Anyway, I'm pretty much over that. As I slouch toward my thirtieth birthday in about a month, I'm trying to let the little things go and focus on the big things, and getting angry at the mothers and fathers on the covers of cookbooks is not a productive use of my energy. That's why I even went so far as to check out my library's copy of Rose Reisman's Family Favourites and choked my way past the lame photos of the author and her well-dressed grown children to enjoy some really wicked recipes. Even if the sight of a bunch of rich upper class people cooking in an insanely tricked out kitchen while also enjoying each other's company makes you want to throw up in your mouth a little, you cannot deny that the woman can craft a killer vegetarian main. I recommend this comprehensive and pretty book to anyone looking for some new variations on old standbys like soups, salads, and grain-laden side dishes. Reisman even inspired me to make about a million variations on one of my summer favourites, lentil salad. Here's the best version I've come up with.


Throw all this stuff into a bowl.

1 can lentils
1 avocado, chopped
1/2 red pepper, chopped
a couple green onions, chopped
1/4 cup or so feta cheese
1/4 cup basil
1/4 cup parsley
1/4 cup black olives (or sundried tomatoes. it's your world.)


equal parts lemon juice and olive oil, and maybe some garlic (or whatever you have on hand, really. If we're going to get honest, I'll tell you that I actually dressed this with some very elderly Newman's Own oil and vinegar that had been sitting in my fridge for a really really long time.)

Thursday, May 20, 2010

Eat it. Just eat it.

Guys, I really and truly don't read anymore. Or rather, I read about 5 sentences of everything (I'm looking at you, Anne Tyler, Chris Bohjalian, guy who wrote The Lightning Thief, et al) and then I watch another episode of the American Office. And I realize that no one really thinks of that show as the American version anymore since it's about six seasons longer than its inspiration, but my commitment to Tim and Dawn is pretty intense.

Anyway,the other reason I haven't been writing is that I've spent most of the last month in a state of complete and utter malaise, physically and spiritually (but mostly physically).
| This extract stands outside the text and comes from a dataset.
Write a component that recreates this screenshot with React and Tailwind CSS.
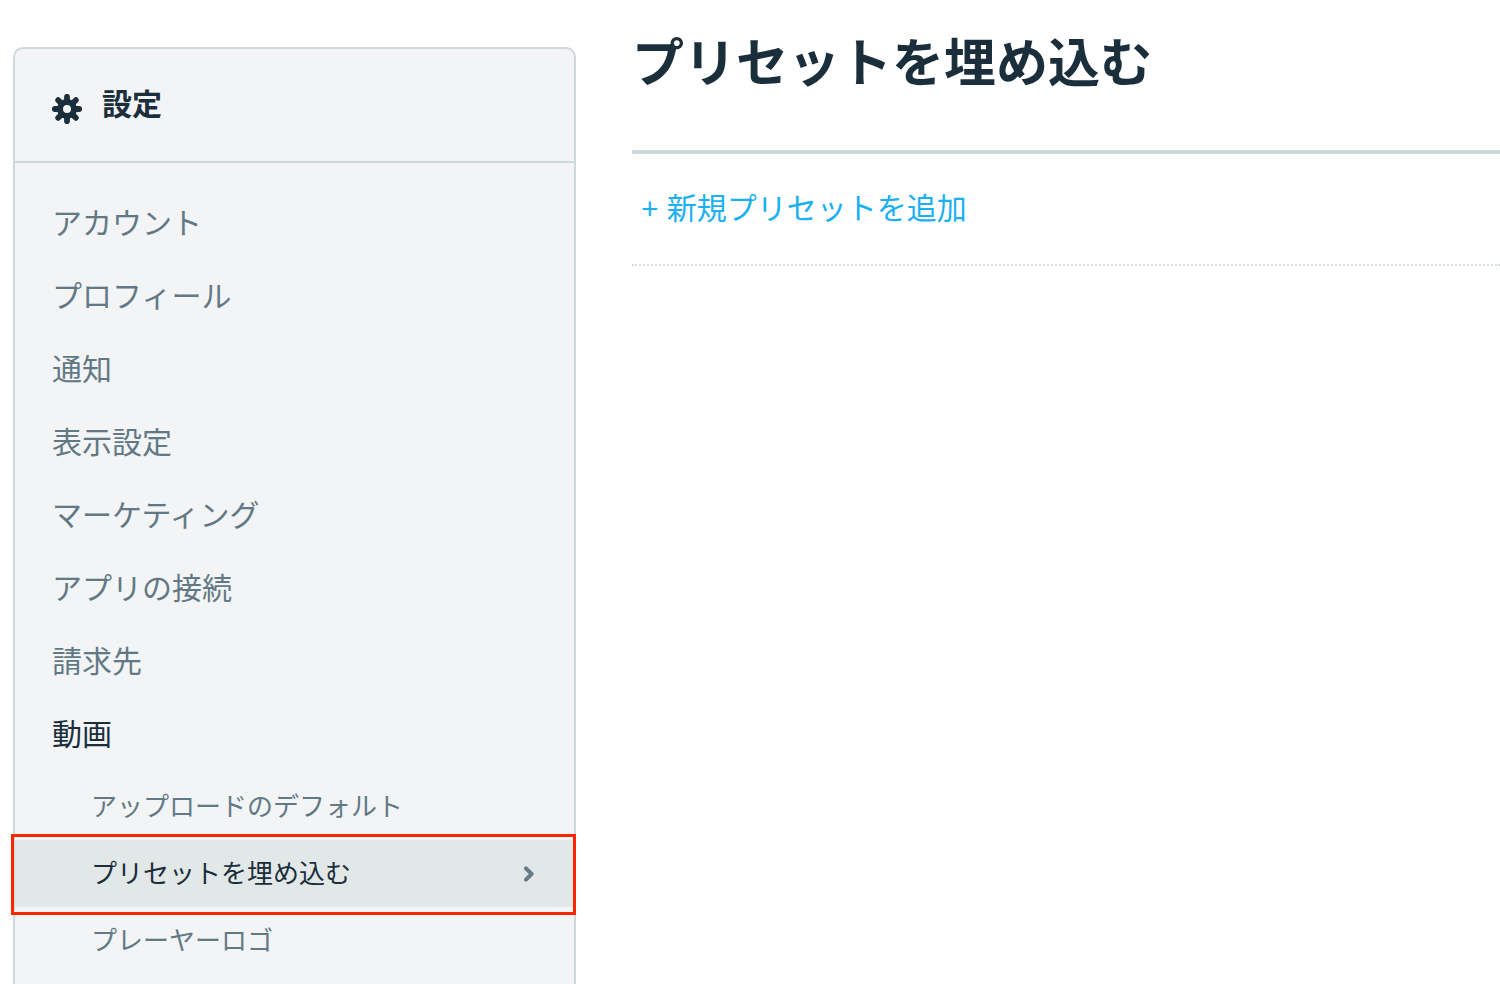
/**
 * Settings Page
 *
 * Sidebar navigation on the left, embed preset list on the right.
 */

const mainLinks = [
  'アカウント',
  'プロフィール',
  '通知',
  '表示設定',
  'マーケティング',
  'アプリの接続',
  '請求先',
];

const videoLinks = [
  { label: 'アップロードのデフォルト' },
  { label: 'プリセットを埋め込む', active: true },
  { label: 'プレーヤーロゴ' },
];

const GearIcon = ({ className }) => (
  <svg className={className} viewBox="0 0 30 30" fill="none" aria-hidden="true">
    <circle cx="15" cy="15" r="7" stroke="currentColor" strokeWidth="6" />
    <path
      d="M15 1.8v6M15 22.2v6M1.8 15h6M22.2 15h6M5.5 5.5l4 4M20.5 20.5l4 4M24.5 5.5l-4 4M9.5 20.5l-4 4"
      stroke="currentColor"
      strokeWidth="3.6"
      strokeLinecap="round"
    />
    <path
      d="M15 2.9v5M15 22.1v5M2.9 15h5M22.1 15h5M6.2 6.2l3.4 3.4M20.4 20.4l3.4 3.4M23.8 6.2l-3.4 3.4M9.6 20.4l-3.4 3.4"
      stroke="currentColor"
      strokeWidth="5.8"
      strokeLinecap="round"
    />
  </svg>
);

const ChevronIcon = ({ className }) => (
  <svg className={className} viewBox="0 0 10 16" fill="none" aria-hidden="true">
    <path
      d="M2 2.4L7.6 8L2 13.6"
      stroke="currentColor"
      strokeWidth="4"
      strokeLinecap="round"
      strokeLinejoin="round"
    />
  </svg>
);

const SubLink = ({ label, active = false }) => (
  <li className="relative">
    <a
      href="#"
      aria-current={active ? 'page' : undefined}
      className={`flex h-[67px] items-center justify-between pr-10 pl-19 text-[26px] leading-8 ${
        active ? 'bg-[#e2e8e7] text-[#1a2e3b]' : 'text-[#627985]'
      }`}
    >
      {label}
      {active && <ChevronIcon className="h-4 w-2.5 text-[#667b8a]" />}
    </a>

    {/* Red outline around the current page */}
    {active && (
      <span className="pointer-events-none absolute -top-1.5 -right-0.5 -bottom-2 -left-1 z-10 border-3 border-[#ff2600]" />
    )}
  </li>
);

const Sidebar = () => (
  <aside className="mt-[47px] w-[563px] shrink-0 rounded-t-[10px] border-2 border-b-0 border-[#ced9dc] bg-[#f2f4f6]">
    <header className="flex h-[114px] items-center gap-5 border-b-2 border-[#ced9dc] px-[37px] text-[#1a2e3b]">
      <GearIcon className="mt-2 size-[30px]" />
      <h2 className="text-[30px] leading-9 font-bold">設定</h2>
    </header>

    <nav aria-label="設定" className="pt-6">
      <ul className="text-[30px] leading-9 text-[#627985]">
        {mainLinks.map((label) => (
          <li key={label}>
            <a href="#" className="flex h-[73px] items-center px-[37px]">
              {label}
            </a>
          </li>
        ))}
        <li>
          <a href="#" className="flex h-[73px] items-center px-[37px] text-[#1a2e3b]">
            動画
          </a>
          <ul className="pt-0.5">
            {videoLinks.map((link) => (
              <SubLink key={link.label} {...link} />
            ))}
          </ul>
        </li>
      </ul>
    </nav>
  </aside>
);

const App = () => {
  return (
    <div
      lang="ja"
      className="flex min-h-screen gap-14 bg-white pl-[13px] font-['Liberation_Sans','Noto_Sans_CJK_JP',sans-serif]"
    >
      <Sidebar />

      <main className="min-w-0 flex-1">
        <h1 className="border-b-4 border-[#ced9dc] pt-[34px] pb-14 text-[52px] leading-[60px] font-bold text-[#1a2e3b]">
          プリセットを埋め込む
        </h1>
        <div className="flex h-28 items-center border-b-2 border-dotted border-[#d3dcde] pl-[9px]">
          <a href="#" className="text-[30px] leading-9 text-[#1ab0f3]">
            + 新規プリセットを追加
          </a>
        </div>
      </main>
    </div>
  );
};

export default App;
I've been lying on the loveseat a lot, and doing a lot of serious thinking, mostly about the fact that I am nearly thirty years old and don't have an actual couch and everytime I fall asleep on mine I lose feeling in my legs. In the course of these heady existential days, the one book I did actually read in toto was What We Eat When We Eat Alone by Deborah Madison, and it just about made me cry with joy. In case you don't know of her, Deborah Madison is the woman who stole my life. She lives in New Mexico and studied Zen living in San Francisco and she patronizes farmers' markets and writes the best vegetarian cookbooks you will ever read and lives with an artist. She's also a little smug, which I quite enjoy. In this book, she interviews everyone she knows about the weird and disgusting but ultimately probably delicious things they eat when they're on their own, and also delves into the different ways we find ourselves on our own at the end of the day: a man without his wife, a single gal whose roommate is out, a student with a cabinet full of Kraft dinner. And then she makes actual recipes out of the stories her friends tell. They are delightful and full of random things like tinned oysters and polenta and ramen noodles and fresh veggies and loads of cheese. This really is such a sweet, cute little book (and it's illustrated in a New Yorkerish style by her live-in lovah whose name I cannot remember) and if you have any inclination toward foodieism you really must read it.

I, for one, love nothing better than cooking for one. I do it almost every weeknight, and I really really look forward to it. There's something really freeing about making dinner for your own self and not giving a fuck about anyone else's good taste spoiling the experience. I highly recommend you try it sometime.

And in that spirit, here's a recipe for y'all. I am a bit of a gazpacho nut, and yesterday the return of my appetite after a week of nausea coupled with hot house tomatoes from the Kingston Farmers' Market inspired this new twist on my old standby.

Mayday Gazpacho

a few cups worth of tomatoes, chopped
1 cucumber, chopped
1 avocado, chopped
juice of one lemon
1/2 cup of parsley, chopped (or more) (gazpacho is usually made with basil but I didn't have any, and found this to be a delicious and detoxifying substitute)
1 can Herdez green chile sauce (a secret ingredient that will BLOW YOUR MIND)
1-2 cloves garlic, chopped (amount depends on whether you will be spending time with other people or not)
hot sauce, to taste
salt and pepper, to taste

Throw 'er all in a bowl and puree the hell out of it. Eat, then send me a thank you note.